Par Hadi Sraieb – Loi de Finances 2020 : Pilotage à vue ou changement de cap !

Nos compatriotes sont au moins unanimes sur un point : Pas plus la coalition sortante et son gouvernement que les nouveaux groupes parlementaires et le premier ministre n’ont véritablement de vision économique ni de programme pour sortir le pays du marasme qui perdure !

Pas moins de 10 Lois de Finances et bientôt autant de lois complémentaires ne sont venues à bout des dérives récessives. Plus précisément, notre économie est aspirée dans un tourbillon qui entraîne de plus en plus vers le bas, toutes les variables clés du processus dynamique de croissance et de développement.

Le retournement de la conjoncture couplée à la montée impétueuse des revendications sociales et catégorielles provoquent un fléchissement continu de l’investissement privé. Le semblant de croissance encore enregistré n’est dû qu’à la persistance d’une consommation privée soutenue, alimentée elle-même par des importations de plus en plus envahissantes. Pour le plus grand bonheur d’investisseurs en manque d’opportunités, reconvertis pour la circonstance en négociants, importateurs, franchisés, promoteurs de Mall et de grandes surfaces.

Une dérive tendancielle à la surconsommation relative (en rapport à la production locale) renforcée notablement par les recrutements massifs au cours des années 2012-2014 de plusieurs milliers de fonctionnaires et apparentés dans l’administration centrale et autres appareils d’Etat.

Par un effet de vases communicants bien connu, la dépense d’investissement public s’en trouve réduite (6% du PIB) consécutivement au gonflement irrésistible et incontrôlé de la masse salariale et de la dépense de fonctionnement. De surcroît, une boucle inflationniste vient se greffer sur le binôme « Consommation-Investissement » renforçant son déséquilibre; lequel est alimenté en la circonstance par la course poursuite salaires-prix.

Sur-consommation-Sous-investissement, -en termes relatifs s’entend, condense et réfléchit en quelque sorte l’ensemble des contradictions que nous exprimons et résumons trivialement sous le vocable de « crise ». Un constat du sens commun, cependant, que nous ne devrions pas traduire spontanément par « le pays vit au-dessus de ses moyens » tant les écarts de niveaux de vie et d’accès à la consommation sont considérables. Raisonner en « moyenne » est souvent le plus sûr moyen de se tromper, mais aussi d’ouvrir la porte à des réponses inadaptées, de surcroît, inéquitables.

Le couple récessif « Sur-consommation-Sous-investissement » s’incarne, -à sa façon propre-, dans les échanges avec l’extérieur. L’essoufflement du rythme des exportations de biens et de services (phosphates, tourisme, produits manufacturés) ne peut rien contre la frénétique augmentation des importations, notamment de biens de consommation courante ou ostentatoire.
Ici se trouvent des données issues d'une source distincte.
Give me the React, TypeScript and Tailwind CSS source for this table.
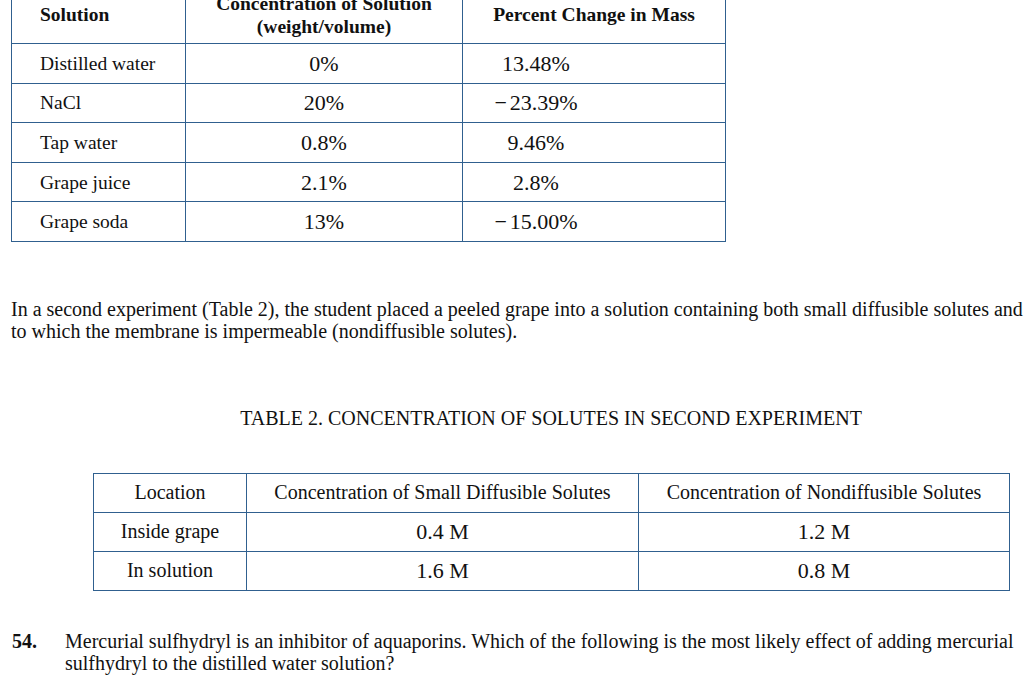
const serif = { fontFamily: '"Liberation Serif", "Times New Roman", serif' };

const table1 = [
  { solution: "Distilled water", conc: "0%", change: "13.48%" },
  { solution: "NaCl", conc: "20%", change: "\u221223.39%" },
  { solution: "Tap water", conc: "0.8%", change: "9.46%" },
  { solution: "Grape juice", conc: "2.1%", change: "2.8%" },
  { solution: "Grape soda", conc: "13%", change: "\u221215.00%" },
];

const table2 = [
  { location: "Inside grape", small: "0.4 M", nondiff: "1.2 M" },
  { location: "In solution", small: "1.6 M", nondiff: "0.8 M" },
];

const cell = "border-[1.5px] border-[#30608f]";

export default function App() {
  return (
    <div
      className="w-[1029px] h-[683px] overflow-hidden bg-white text-[#111] text-[20px] leading-[23px]"
      style={serif}
    >
      <table className="ml-[11px] -mt-[15px] table-fixed border-collapse w-[714px] text-[19.5px]">
        <colgroup>
          <col className="w-[174px]" />
          <col className="w-[277px]" />
          <col className="w-[263px]" />
        </colgroup>
        <thead>
          <tr className="h-[58px]">
            <th className={`${cell} pl-[28px] text-left font-bold`}>Solution</th>
            <th className={`${cell} text-center font-bold`}>
              Concentration of Solution
              <br />
              (weight/volume)
            </th>
            <th className={`${cell} text-center font-bold`}>Percent Change in Mass</th>
          </tr>
        </thead>
        <tbody>
          {table1.map((row) => (
            <tr key={row.solution} className="h-[39.6px]">
              <td className={`${cell} pl-[28px]`}>{row.solution}</td>
              <td className={`${cell} text-center text-[22px]`}>{row.conc}</td>
              <td className={`${cell} text-center pr-[116px] text-[22px]`}>
                {row.change.startsWith("\u2212") ? (
                  <>
                    <span className="mr-[3px]">{"\u2212"}</span>
                    {row.change.slice(1)}
                  </>
                ) : (
                  row.change
                )}
              </td>
            </tr>
          ))}
        </tbody>
      </table>

      <p className="mt-[56px] ml-[11px] whitespace-nowrap leading-[22px]">
        In a second experiment (Table 2), the student placed a peeled grape into a solution
        containing both small diffusible solutes and
        <br />
        to which the membrane is impermeable (nondiffusible solutes).
      </p>

      <div className="ml-[93px] w-[916px]">
        <h3 className="mt-[65px] text-center leading-[23px]">
          TABLE 2. CONCENTRATION OF SOLUTES IN SECOND EXPERIMENT
        </h3>
        <table className="mt-[43px] table-fixed border-collapse w-[916px]">
          <colgroup>
            <col className="w-[153px]" />
            <col className="w-[392px]" />
            <col className="w-[371px]" />
          </colgroup>
          <thead>
            <tr className="h-[39px]">
              <th className={`${cell} font-normal text-center`}>Location</th>
              <th className={`${cell} font-normal text-center`}>
                Concentration of Small Diffusible Solutes
              </th>
              <th className={`${cell} font-normal text-center`}>
                Concentration of Nondiffusible Solutes
              </th>
            </tr>
          </thead>
          <tbody>
            {table2.map((row) => (
              <tr key={row.location} className="h-[39px]">
                <td className={`${cell} text-center`}>{row.location}</td>
                <td className={`${cell} text-center text-[22px]`}>{row.small}</td>
                <td className={`${cell} text-center text-[22px]`}>{row.nondiff}</td>
              </tr>
            ))}
          </tbody>
        </table>
      </div>

      <div className="mt-[39px] ml-[12px] flex leading-[22px] whitespace-nowrap">
        <span className="w-[53px] shrink-0 font-bold">54.</span>
        <p>
          Mercurial sulfhydryl is an inhibitor of aquaporins. Which of the following is the most
          likely effect of adding mercurial
          <br />
          sulfhydryl to the distilled water solution?
        </p>
      </div>
    </div>
  );
}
Le déficit se creuse irrésistiblement et implacablement. Une constante qui se confirme d’année en année.

Symétriquement, le fléchissement des investissements étrangers que ne peut compenser les transferts de la communauté résident à l’étranger et autres recettes de services, induit quasi-mécaniquement un accroissement continu du besoin de financement. L’endettement est cette autre constante !

Les déficits jumeaux (public, extérieur) qui plus est, graduellement croissants, outre le fait de réduire les marges de manœuvre budgétaire, érodent et sapent toujours plus les potentialités encore disponibles de redressement. Une sorte de logique de nœud coulant !

L’unique option qui se présente, -sauf à vouloir s’attaquer à des acquis et intérêts multiples-, est ce que nous ne cessons de répéter par l’expression de « fuite en avant ». Face aux besoins irrépressibles et grandissants de devises étrangères (règlement des importations, des prestations, des rapatriements de dividendes, des emprunts extérieurs, d’un minima de réserves de change), la solution se présente sous la forme d’un nouvel endettement. Déficits et endettement évoluent de concert. Le nœud coulant se resserre toujours un peu plus, sans toutefois donner des signes nets d’étranglement !

Toute la politique économique se réduit, -s’il était encore besoin de le démontrer-, à un pilotage à vue, hanté et obsédé par la faculté, toujours incertaine, de réussir à atteindre un nouveau sommet d’endettement. Un sommet toujours plus haut mais toujours atteint jusqu’ici.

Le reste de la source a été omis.